Only QME and AME may perform comprehensive medical-legal evaluations. Therefore, only a QME or AME can perform a supplemental report billed with ML106. Providers who are neither QME nor AME may not use medical-legal billing codes, ever, for any reason.*
Non-medical-legal providers may not use ML106 to bill for any kind of reports, even those relevant to a dispute. When a non-medical-legal evaluator submits a bill containing medical-legal billing codes, this is non-compliant, potentially fraudulent, and can carry serious consequences.
Error 3: Billing ML106 for review of information already provided
§ 9795(c) describes the seven services for which a medical-legal provider may bill. For supplemental medical-legal evaluations, the description is very clear regarding when not to apply ML106 (emphasis ours):
Fees will not be allowed under this section for supplemental reports following the physician's review of (A) information which was available in the physician's office for review or was included in the medical record provided to the physician prior to preparing the initial report...
The time spent studying reports already available prior to the initial evaluation is not separately billable under ML106. Rather, such review is part of the initial or follow-up medical-legal examination itself, and should be included in the evaluation bill.
Error 4. Billing ML106 for review of diagnostic tests ordered at the initial evaluation
§ 9795(c) goes on to explain that ML106 does not apply to reviewing:
...(B) the results of laboratory or diagnostic tests which were ordered by the physician as part of the initial evaluation.

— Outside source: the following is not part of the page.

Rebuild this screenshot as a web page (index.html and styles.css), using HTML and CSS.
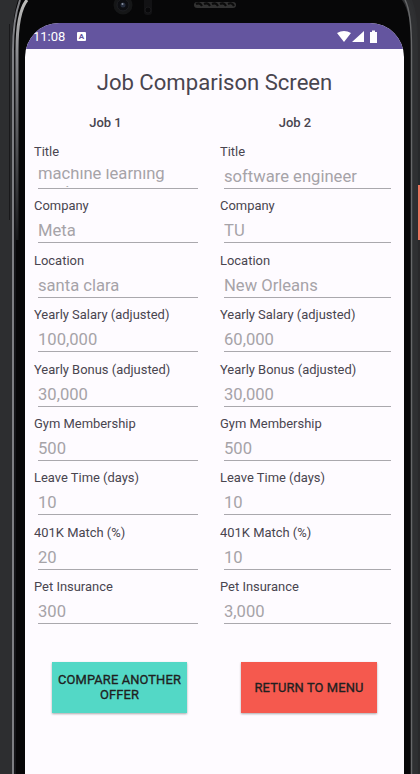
FILE: index.html
```
<!DOCTYPE html>
<html lang="en">
<head>
<meta charset="utf-8">
<title>Job Comparison Screen</title>
<link rel="stylesheet" href="styles.css">
</head>
<body>
<svg class="frame" width="420" height="774" viewBox="0 0 420 774" fill="none">
  <defs>
    <linearGradient id="shine" x1="0" y1="0" x2="0" y2="240" gradientUnits="userSpaceOnUse"><stop stop-color="#bdbdbb"/><stop offset=".25" stop-color="#85868a"/><stop offset="1" stop-color="#17181a"/></linearGradient>
  </defs>
  <path d="M412 0Q418 14 418 40V774h2V0Z" fill="#29292b"/>
  <path d="M18 0Q12 18 12 50V774H412V50Q412 14 402 0Z" fill="#070708"/>
  <path d="M9.500 24V220" stroke="#19191b"/>
  <path d="M20 0Q13 20 13 50V774" stroke="#7e7f83" stroke-width="2"/>
  <path d="M15 50V774" stroke="#252528"/>
  <path d="M27 0Q17 12 17 50V240" stroke="url(#shine)" stroke-width="3"/>
  <path d="M406 0Q415 12 415 50V774" stroke="#2f3032" stroke-width="5"/>
  <path d="M405 0Q411.500 12 411.500 50V774" stroke="#666769" stroke-width="1.500"/>
</svg>
<div class="power-key"></div>
<div class="phone">
  <div class="hardware">
    <svg width="140" height="23" viewBox="0 0 140 23">
      <circle cx="20" cy="5" r="9.500" fill="#151617"/><circle cx="20" cy="5" r="6" fill="#0d0e12" stroke="#1e1f23"/><circle cx="20" cy="5" r="2.500" fill="#252c3c"/><circle cx="19.500" cy="4" r="1" fill="#8a93a3"/>
      <rect x="41" y="-5" width="8" height="20" rx="3" fill="#121214"/><circle cx="45" cy="10" r="3" fill="#08080a" stroke="#19191b"/>
      <rect x="91" y="2" width="42" height="6" rx="3" fill="#323232"/><path d="M93 4q4-2 6 2M101 4q4-2 6 2M109 4q4-2 6 2M117 4q4-2 6 2M125 4q4-2 6 2" fill="none" stroke="#0b0b0b" stroke-width="2"/>
    </svg>
  </div>
  <main class="screen">
    <header class="status">
      <span class="clock">11:08</span>
      <span class="app-icon">A</span>
      <svg class="signals" width="42" height="14" viewBox="0 0 42 14" fill="#fff">
        <path d="M0 3Q7-1 14 3L7 12ZM15 12L27 1v11ZM33 2h2V.500h3V2h2v11h-7Z"/>
      </svg>
    </header>
    <h1>Job Comparison Screen</h1>
    <div class="jobs">
      <section class="job">
        <h2>Job 1</h2>
        <div class="field"><label>Title</label><div class="value multiline"><div class="scrolled">machine learning<br>engineer</div></div></div>
        <div class="field"><label>Company</label><div class="value">Meta</div></div>
        <div class="field"><label>Location</label><div class="value">santa clara</div></div>
        <div class="field"><label>Yearly Salary (adjusted)</label><div class="value">100,000</div></div>
        <div class="field"><label>Yearly Bonus (adjusted)</label><div class="value">30,000</div></div>
        <div class="field"><label>Gym Membership</label><div class="value">500</div></div>
        <div class="field"><label>Leave Time (days)</label><div class="value">10</div></div>
        <div class="field"><label>401K Match (%)</label><div class="value">20</div></div>
        <div class="field"><label>Pet Insurance</label><div class="value">300</div></div>
      </section>
      <section class="job">
        <h2>Job 2</h2>
        <div class="field"><label>Title</label><div class="value">software engineer</div></div>
        <div class="field"><label>Company</label><div class="value">TU</div></div>
        <div class="field"><label>Location</label><div class="value">New Orleans</div></div>
        <div class="field"><label>Yearly Salary (adjusted)</label><div class="value">60,000</div></div>
        <div class="field"><label>Yearly Bonus (adjusted)</label><div class="value">30,000</div></div>
        <div class="field"><label>Gym Membership</label><div class="value">500</div></div>
        <div class="field"><label>Leave Time (days)</label><div class="value">10</div></div>
        <div class="field"><label>401K Match (%)</label><div class="value">10</div></div>
        <div class="field"><label>Pet Insurance</label><div class="value">3,000</div></div>
      </section>
    </div>
    <div class="actions">
      <button class="compare">COMPARE ANOTHER<br>OFFER</button>
      <button class="return">RETURN TO MENU</button>
    </div>
  </main>
</div>
</body>
</html>
```
FILE: styles.css
```
* { box-sizing: border-box; }
body { margin: 0; height: 774px; overflow: hidden; background: #2d2e30; font-family: Roboto, sans-serif; color: #49454f; }
.frame { position: absolute; inset: 0; z-index: -1; }
.phone { width: 379px; height: 774px; margin-left: 25px; overflow: hidden; }
.hardware { height: 23px; padding-left: 78px; }
.hardware svg { display: block; }
.screen { width: 379px; height: 751px; overflow: hidden; border-radius: 34px 34px 0 0; background: #fefbff; }
.status { display: flex; height: 26px; padding: 1px 25px 0 8px; align-items: center; background: #64559f; color: #fff; }
.clock { width: 44px; font-size: 13px; }
.app-icon { width: 9px; height: 9px; border-radius: 1px; background: #fff; color: #64559f; font-size: 8px; line-height: 9px; font-weight: 700; text-align: center; }
.signals { margin-left: auto; }
h1 { margin: 18px 0 0; height: 30px; font-size: 22.1px; line-height: 30px; font-weight: 400; text-align: center; }
.jobs { display: flex; margin: 18px 13px 0 9px; gap: 17px; }
.job { width: 169px; }
.job + .job { width: 171px; }
h2 { margin: 0 0 7px; height: 17px; font-size: 13px; line-height: 16px; font-weight: 500; text-align: center; }
.job:first-child h2 { padding-right: 26px; }
.job + .job h2 { padding-right: 21px; }
.field { height: 54.4px; padding-top: 4px; }
label { display: block; height: 18px; font-size: 12.95px; line-height: 18px; }
.value { height: 26px; margin: 2px 0 0 4px; padding-top: 4px; overflow: hidden; width: 160px; border-bottom: 1px solid #aaa8ad; font-size: 16.6px; line-height: 20px; color: #a6a3a8; }
.job + .job .value { width: 167px; }
.multiline { padding-top: 6px; }
.scrolled { height: 18px; overflow: hidden; line-height: 19px; text-indent: 0; display: flex; align-items: flex-start; }
.scrolled { display: block; }
.scrolled::before { content: ""; display: block; margin-top: -5px; }
.actions { display: flex; margin: 33px 27px 0; justify-content: space-between; }
button { width: 136px; height: 51px; padding: 0; border: 0; font: 400 12.9px/15px Roboto, sans-serif; letter-spacing: .12px; -webkit-text-stroke: .3px #202020; color: #202020; box-shadow: 0 1px 2px #0005; }
.compare { width: 135px; background: #53d8c6; }
.return { background: #f5594e; }
.power-key { position: absolute; top: 185px; right: 0; width: 2px; height: 55px; background: #ec765f; }
```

This remains true even if the evaluator reviews laboratory reports, images, or other diagnostic results at a later date. All diagnostic information that stems from the initial evaluation is, for billing purposes, part of the initial evaluation.
For example, if an evaluator orders an X-ray during the initial evaluation, but reads the X-ray days later, that reading is not a supplemental evaluation. As far as the regulation is concerned, reading the X-ray is simply a continuation of the initial visit.
This remains true no matter how much time passes between the initial evaluation and receipt of the diagnostic information.
When a medical-legal evaluator orders diagnostic testing during the initial evaluation, the evaluator must include the results of that testing in the original report for the initial evaluation. If necessary, an evaluator may request an extension on filing the report when waiting for diagnostic results. But under no circumstances is information obtained from the initial evaluation reported or billed for separately.
Staying compliant with medical-legal billing regulations can be challenging, given the sheer complexity of the regulatory codes. However, it’s vital to be on the right side of the rules in order to obtain correct reimbursement.
*While the regulations refer to the right of Primary Treating Physicians to conduct medical-legal examinations, DaisyBill has confirmed with the DWC Administrative Director that the regulations are in error. PTP’s may not conduct medical-legal exams, nor bill therefor.